• **Rows**:
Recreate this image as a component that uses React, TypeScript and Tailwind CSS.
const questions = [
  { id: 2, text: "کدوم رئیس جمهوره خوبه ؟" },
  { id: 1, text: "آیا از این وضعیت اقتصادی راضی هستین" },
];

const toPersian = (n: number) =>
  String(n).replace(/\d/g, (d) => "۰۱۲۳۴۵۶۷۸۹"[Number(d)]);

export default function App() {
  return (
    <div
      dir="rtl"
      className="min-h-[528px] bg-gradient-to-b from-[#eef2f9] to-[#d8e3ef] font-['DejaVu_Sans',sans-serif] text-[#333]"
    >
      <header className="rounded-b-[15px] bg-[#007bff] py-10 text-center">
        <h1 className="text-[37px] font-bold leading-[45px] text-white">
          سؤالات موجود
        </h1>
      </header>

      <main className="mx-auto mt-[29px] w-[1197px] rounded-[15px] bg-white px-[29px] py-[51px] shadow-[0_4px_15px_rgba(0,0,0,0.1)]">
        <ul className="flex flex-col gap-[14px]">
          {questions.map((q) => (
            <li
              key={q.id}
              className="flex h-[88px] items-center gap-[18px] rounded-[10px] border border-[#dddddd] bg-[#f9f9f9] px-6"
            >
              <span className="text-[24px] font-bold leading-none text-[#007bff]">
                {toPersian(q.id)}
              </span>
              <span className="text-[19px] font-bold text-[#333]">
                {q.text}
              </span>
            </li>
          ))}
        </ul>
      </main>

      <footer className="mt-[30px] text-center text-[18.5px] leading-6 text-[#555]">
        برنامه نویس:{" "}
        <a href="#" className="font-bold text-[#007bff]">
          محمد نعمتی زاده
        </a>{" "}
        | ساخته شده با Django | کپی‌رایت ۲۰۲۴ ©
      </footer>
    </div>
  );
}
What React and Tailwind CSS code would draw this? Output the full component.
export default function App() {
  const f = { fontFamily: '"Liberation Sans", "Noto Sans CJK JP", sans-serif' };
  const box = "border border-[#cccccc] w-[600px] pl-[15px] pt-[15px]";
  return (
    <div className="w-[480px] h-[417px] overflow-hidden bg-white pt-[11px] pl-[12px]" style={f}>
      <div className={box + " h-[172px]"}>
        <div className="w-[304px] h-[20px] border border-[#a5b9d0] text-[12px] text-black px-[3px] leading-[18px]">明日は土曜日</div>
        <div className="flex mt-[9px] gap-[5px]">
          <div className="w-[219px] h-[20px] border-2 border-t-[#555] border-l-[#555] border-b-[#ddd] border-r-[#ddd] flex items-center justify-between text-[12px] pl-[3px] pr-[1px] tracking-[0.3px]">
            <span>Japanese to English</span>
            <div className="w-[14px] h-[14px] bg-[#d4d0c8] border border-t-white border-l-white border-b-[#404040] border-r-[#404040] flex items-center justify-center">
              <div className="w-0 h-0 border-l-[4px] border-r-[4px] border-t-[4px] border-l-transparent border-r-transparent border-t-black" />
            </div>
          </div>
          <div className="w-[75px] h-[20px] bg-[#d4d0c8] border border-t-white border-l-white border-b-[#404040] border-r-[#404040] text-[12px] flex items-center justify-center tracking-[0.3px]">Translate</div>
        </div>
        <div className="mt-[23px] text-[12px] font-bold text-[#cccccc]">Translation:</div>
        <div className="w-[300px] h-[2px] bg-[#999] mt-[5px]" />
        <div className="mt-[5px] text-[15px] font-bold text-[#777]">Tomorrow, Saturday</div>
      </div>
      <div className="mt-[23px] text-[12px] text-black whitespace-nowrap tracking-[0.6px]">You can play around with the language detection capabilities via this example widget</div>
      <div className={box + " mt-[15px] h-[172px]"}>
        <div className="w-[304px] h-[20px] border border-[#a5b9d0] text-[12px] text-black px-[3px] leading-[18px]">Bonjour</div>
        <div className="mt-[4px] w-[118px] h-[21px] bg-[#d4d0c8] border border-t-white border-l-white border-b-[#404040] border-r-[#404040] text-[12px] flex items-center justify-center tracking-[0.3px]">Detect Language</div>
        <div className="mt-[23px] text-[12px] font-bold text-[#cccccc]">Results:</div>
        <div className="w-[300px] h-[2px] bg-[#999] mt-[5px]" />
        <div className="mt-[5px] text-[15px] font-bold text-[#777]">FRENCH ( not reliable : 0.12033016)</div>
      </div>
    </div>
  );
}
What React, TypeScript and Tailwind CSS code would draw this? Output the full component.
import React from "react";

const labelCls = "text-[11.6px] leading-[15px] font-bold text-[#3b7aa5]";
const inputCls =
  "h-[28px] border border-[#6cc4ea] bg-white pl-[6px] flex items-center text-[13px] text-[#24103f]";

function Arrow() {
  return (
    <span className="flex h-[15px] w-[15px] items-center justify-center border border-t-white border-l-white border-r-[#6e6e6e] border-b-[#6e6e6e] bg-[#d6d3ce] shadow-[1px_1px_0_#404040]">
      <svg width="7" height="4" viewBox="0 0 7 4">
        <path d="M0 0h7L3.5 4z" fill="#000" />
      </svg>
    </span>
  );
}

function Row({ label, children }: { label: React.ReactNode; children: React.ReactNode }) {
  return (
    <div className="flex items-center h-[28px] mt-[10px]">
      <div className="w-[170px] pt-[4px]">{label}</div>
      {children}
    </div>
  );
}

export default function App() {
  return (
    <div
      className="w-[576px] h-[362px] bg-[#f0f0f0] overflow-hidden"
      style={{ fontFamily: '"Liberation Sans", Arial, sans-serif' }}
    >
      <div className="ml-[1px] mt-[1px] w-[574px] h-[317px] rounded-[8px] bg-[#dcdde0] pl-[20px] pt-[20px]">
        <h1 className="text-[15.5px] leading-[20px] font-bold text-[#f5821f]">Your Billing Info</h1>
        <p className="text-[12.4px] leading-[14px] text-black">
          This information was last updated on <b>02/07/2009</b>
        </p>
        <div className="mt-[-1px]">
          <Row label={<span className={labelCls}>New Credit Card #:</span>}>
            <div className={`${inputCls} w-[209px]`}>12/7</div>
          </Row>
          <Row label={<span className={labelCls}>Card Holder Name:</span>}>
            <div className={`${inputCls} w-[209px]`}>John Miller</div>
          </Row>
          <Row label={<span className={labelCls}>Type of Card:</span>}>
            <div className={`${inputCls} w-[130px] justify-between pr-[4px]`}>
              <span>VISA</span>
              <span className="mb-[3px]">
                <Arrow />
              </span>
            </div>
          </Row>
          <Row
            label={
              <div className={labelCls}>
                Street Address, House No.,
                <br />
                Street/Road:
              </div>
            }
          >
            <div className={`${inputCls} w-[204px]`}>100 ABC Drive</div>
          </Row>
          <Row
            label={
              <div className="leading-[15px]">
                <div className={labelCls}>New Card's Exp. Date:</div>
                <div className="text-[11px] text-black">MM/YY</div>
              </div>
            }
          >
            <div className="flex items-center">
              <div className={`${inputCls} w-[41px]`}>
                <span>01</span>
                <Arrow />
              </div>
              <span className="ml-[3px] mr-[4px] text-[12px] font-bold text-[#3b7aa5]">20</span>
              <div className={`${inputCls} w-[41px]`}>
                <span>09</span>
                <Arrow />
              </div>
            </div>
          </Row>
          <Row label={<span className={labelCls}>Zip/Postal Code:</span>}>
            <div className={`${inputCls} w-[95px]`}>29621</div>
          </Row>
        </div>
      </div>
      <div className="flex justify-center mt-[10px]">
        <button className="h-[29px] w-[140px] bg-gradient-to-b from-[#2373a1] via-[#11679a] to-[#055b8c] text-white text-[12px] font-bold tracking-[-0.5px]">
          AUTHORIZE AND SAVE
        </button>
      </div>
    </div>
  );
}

• **Objective**:
Write down all the entries again without a single difference.

• **Completed task**:
Recreate this image as a component that uses React, TypeScript and Tailwind CSS.
const questions = [
  { id: 2, text: "کدوم رئیس جمهوره خوبه ؟" },
  { id: 1, text: "آیا از این وضعیت اقتصادی راضی هستین" },
];

const toPersian = (n: number) =>
  String(n).replace(/\d/g, (d) => "۰۱۲۳۴۵۶۷۸۹"[Number(d)]);

export default function App() {
  return (
    <div
      dir="rtl"
      className="min-h-[528px] bg-gradient-to-b from-[#eef2f9] to-[#d8e3ef] font-['DejaVu_Sans',sans-serif] text-[#333]"
    >
      <header className="rounded-b-[15px] bg-[#007bff] py-10 text-center">
        <h1 className="text-[37px] font-bold leading-[45px] text-white">
          سؤالات موجود
        </h1>
      </header>

      <main className="mx-auto mt-[29px] w-[1197px] rounded-[15px] bg-white px-[29px] py-[51px] shadow-[0_4px_15px_rgba(0,0,0,0.1)]">
        <ul className="flex flex-col gap-[14px]">
          {questions.map((q) => (
            <li
              key={q.id}
              className="flex h-[88px] items-center gap-[18px] rounded-[10px] border border-[#dddddd] bg-[#f9f9f9] px-6"
            >
              <span className="text-[24px] font-bold leading-none text-[#007bff]">
                {toPersian(q.id)}
              </span>
              <span className="text-[19px] font-bold text-[#333]">
                {q.text}
              </span>
            </li>
          ))}
        </ul>
      </main>

      <footer className="mt-[30px] text-center text-[18.5px] leading-6 text-[#555]">
        برنامه نویس:{" "}
        <a href="#" className="font-bold text-[#007bff]">
          محمد نعمتی زاده
        </a>{" "}
        | ساخته شده با Django | کپی‌رایت ۲۰۲۴ ©
      </footer>
    </div>
  );
}
What React and Tailwind CSS code would draw this? Output the full component.
export default function App() {
  const f = { fontFamily: '"Liberation Sans", "Noto Sans CJK JP", sans-serif' };
  const box = "border border-[#cccccc] w-[600px] pl-[15px] pt-[15px]";
  return (
    <div className="w-[480px] h-[417px] overflow-hidden bg-white pt-[11px] pl-[12px]" style={f}>
      <div className={box + " h-[172px]"}>
        <div className="w-[304px] h-[20px] border border-[#a5b9d0] text-[12px] text-black px-[3px] leading-[18px]">明日は土曜日</div>
        <div className="flex mt-[9px] gap-[5px]">
          <div className="w-[219px] h-[20px] border-2 border-t-[#555] border-l-[#555] border-b-[#ddd] border-r-[#ddd] flex items-center justify-between text-[12px] pl-[3px] pr-[1px] tracking-[0.3px]">
            <span>Japanese to English</span>
            <div className="w-[14px] h-[14px] bg-[#d4d0c8] border border-t-white border-l-white border-b-[#404040] border-r-[#404040] flex items-center justify-center">
              <div className="w-0 h-0 border-l-[4px] border-r-[4px] border-t-[4px] border-l-transparent border-r-transparent border-t-black" />
            </div>
          </div>
          <div className="w-[75px] h-[20px] bg-[#d4d0c8] border border-t-white border-l-white border-b-[#404040] border-r-[#404040] text-[12px] flex items-center justify-center tracking-[0.3px]">Translate</div>
        </div>
        <div className="mt-[23px] text-[12px] font-bold text-[#cccccc]">Translation:</div>
        <div className="w-[300px] h-[2px] bg-[#999] mt-[5px]" />
        <div className="mt-[5px] text-[15px] font-bold text-[#777]">Tomorrow, Saturday</div>
      </div>
      <div className="mt-[23px] text-[12px] text-black whitespace-nowrap tracking-[0.6px]">You can play around with the language detection capabilities via this example widget</div>
      <div className={box + " mt-[15px] h-[172px]"}>
        <div className="w-[304px] h-[20px] border border-[#a5b9d0] text-[12px] text-black px-[3px] leading-[18px]">Bonjour</div>
        <div className="mt-[4px] w-[118px] h-[21px] bg-[#d4d0c8] border border-t-white border-l-white border-b-[#404040] border-r-[#404040] text-[12px] flex items-center justify-center tracking-[0.3px]">Detect Language</div>
        <div className="mt-[23px] text-[12px] font-bold text-[#cccccc]">Results:</div>
        <div className="w-[300px] h-[2px] bg-[#999] mt-[5px]" />
        <div className="mt-[5px] text-[15px] font-bold text-[#777]">FRENCH ( not reliable : 0.12033016)</div>
      </div>
    </div>
  );
}
What React, TypeScript and Tailwind CSS code would draw this? Output the full component.
import React from "react";

const labelCls = "text-[11.6px] leading-[15px] font-bold text-[#3b7aa5]";
const inputCls =
  "h-[28px] border border-[#6cc4ea] bg-white pl-[6px] flex items-center text-[13px] text-[#24103f]";

function Arrow() {
  return (
    <span className="flex h-[15px] w-[15px] items-center justify-center border border-t-white border-l-white border-r-[#6e6e6e] border-b-[#6e6e6e] bg-[#d6d3ce] shadow-[1px_1px_0_#404040]">
      <svg width="7" height="4" viewBox="0 0 7 4">
        <path d="M0 0h7L3.5 4z" fill="#000" />
      </svg>
    </span>
  );
}

function Row({ label, children }: { label: React.ReactNode; children: React.ReactNode }) {
  return (
    <div className="flex items-center h-[28px] mt-[10px]">
      <div className="w-[170px] pt-[4px]">{label}</div>
      {children}
    </div>
  );
}

export default function App() {
  return (
    <div
      className="w-[576px] h-[362px] bg-[#f0f0f0] overflow-hidden"
      style={{ fontFamily: '"Liberation Sans", Arial, sans-serif' }}
    >
      <div className="ml-[1px] mt-[1px] w-[574px] h-[317px] rounded-[8px] bg-[#dcdde0] pl-[20px] pt-[20px]">
        <h1 className="text-[15.5px] leading-[20px] font-bold text-[#f5821f]">Your Billing Info</h1>
        <p className="text-[12.4px] leading-[14px] text-black">
          This information was last updated on <b>02/07/2009</b>
        </p>
        <div className="mt-[-1px]">
          <Row label={<span className={labelCls}>New Credit Card #:</span>}>
            <div className={`${inputCls} w-[209px]`}>12/7</div>
          </Row>
          <Row label={<span className={labelCls}>Card Holder Name:</span>}>
            <div className={`${inputCls} w-[209px]`}>John Miller</div>
          </Row>
          <Row label={<span className={labelCls}>Type of Card:</span>}>
            <div className={`${inputCls} w-[130px] justify-between pr-[4px]`}>
              <span>VISA</span>
              <span className="mb-[3px]">
                <Arrow />
              </span>
            </div>
          </Row>
          <Row
            label={
              <div className={labelCls}>
                Street Address, House No.,
                <br />
                Street/Road:
              </div>
            }
          >
            <div className={`${inputCls} w-[204px]`}>100 ABC Drive</div>
          </Row>
          <Row
            label={
              <div className="leading-[15px]">
                <div className={labelCls}>New Card's Exp. Date:</div>
                <div className="text-[11px] text-black">MM/YY</div>
              </div>
            }
          >
            <div className="flex items-center">
              <div className={`${inputCls} w-[41px]`}>
                <span>01</span>
                <Arrow />
              </div>
              <span className="ml-[3px] mr-[4px] text-[12px] font-bold text-[#3b7aa5]">20</span>
              <div className={`${inputCls} w-[41px]`}>
                <span>09</span>
                <Arrow />
              </div>
            </div>
          </Row>
          <Row label={<span className={labelCls}>Zip/Postal Code:</span>}>
            <div className={`${inputCls} w-[95px]`}>29621</div>
          </Row>
        </div>
      </div>
      <div className="flex justify-center mt-[10px]">
        <button className="h-[29px] w-[140px] bg-gradient-to-b from-[#2373a1] via-[#11679a] to-[#055b8c] text-white text-[12px] font-bold tracking-[-0.5px]">
          AUTHORIZE AND SAVE
        </button>
      </div>
    </div>
  );
}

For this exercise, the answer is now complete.